Is there a capital gains tax when I sell property in Trinidad and Tobago?

There is currently no standalone capital gains tax on property disposals in Trinidad and Tobago. Nevertheless, proceeds from property sales can be treated as income and subjected to income tax in certain circumstances — particularly where the seller is viewed as engaged in property trading. Always seek advice from a local tax professional before selling, as tax legislation is subject to change.

What is the difference between buying in Trinidad and buying in Tobago for a foreign national?

In Trinidad, foreign buyers may acquire up to one acre for residential use or five acres for commercial use without a licence. In Tobago, Legal Notice No. 53 of 2007 established a blanket requirement that any foreign national wishing to acquire land — regardless of the area involved — must hold a prior licence. Tobago purchases therefore carry an additional regulatory step whatever the property size, which can lengthen the buying timeline.

Are real estate agents in Trinidad and Tobago regulated?

At present, real estate agents are not required by law to be trained, registered, or licensed, leaving buyers with limited statutory protection. AREA is anticipating the proclamation of the Real Estate Agents Act, which is expected to substantially raise standards across the sector. Until that legislation comes into force, buyers should select agents who are voluntary AREA members and verify their credentials before engaging them.

Are there any restrictions on renting out my property in Trinidad and Tobago?
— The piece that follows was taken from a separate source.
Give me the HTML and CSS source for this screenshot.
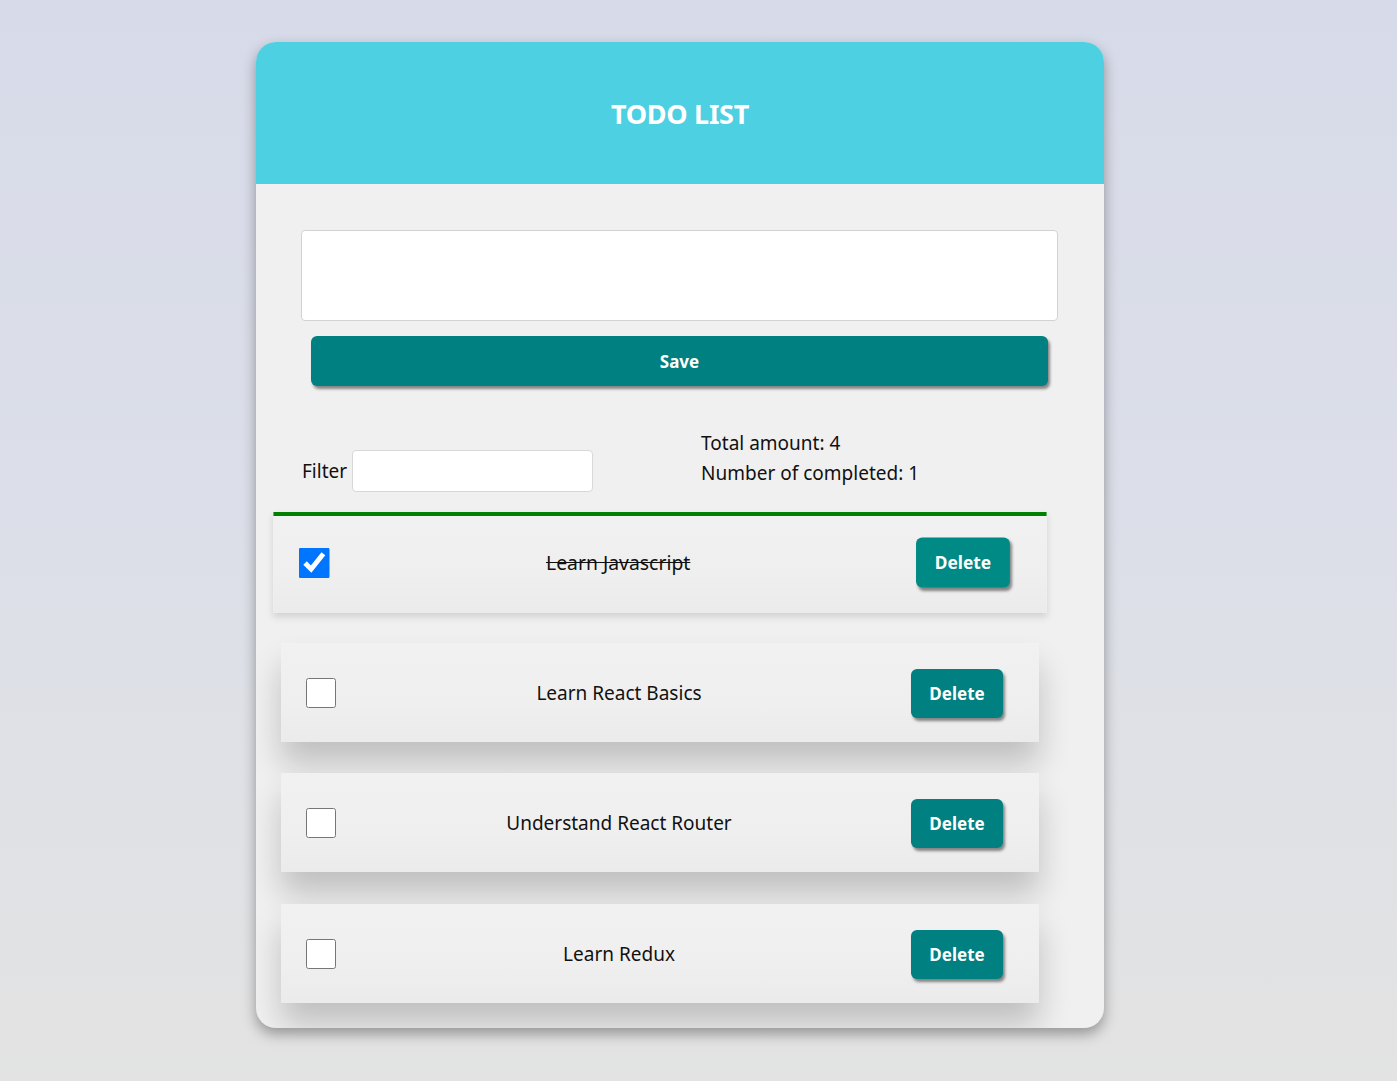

There are no blanket prohibitions on foreign property owners letting their properties in Trinidad and Tobago. Rental income is liable to income tax under Trinidad and Tobago law, and non-resident landlords should seek local tax advice to ensure full compliance. In gated communities or resort developments, individual leasehold agreements or internal rules may restrict or regulate short-term holiday letting, so always review any applicable terms and conditions before purchase if generating rental income is part of your plan.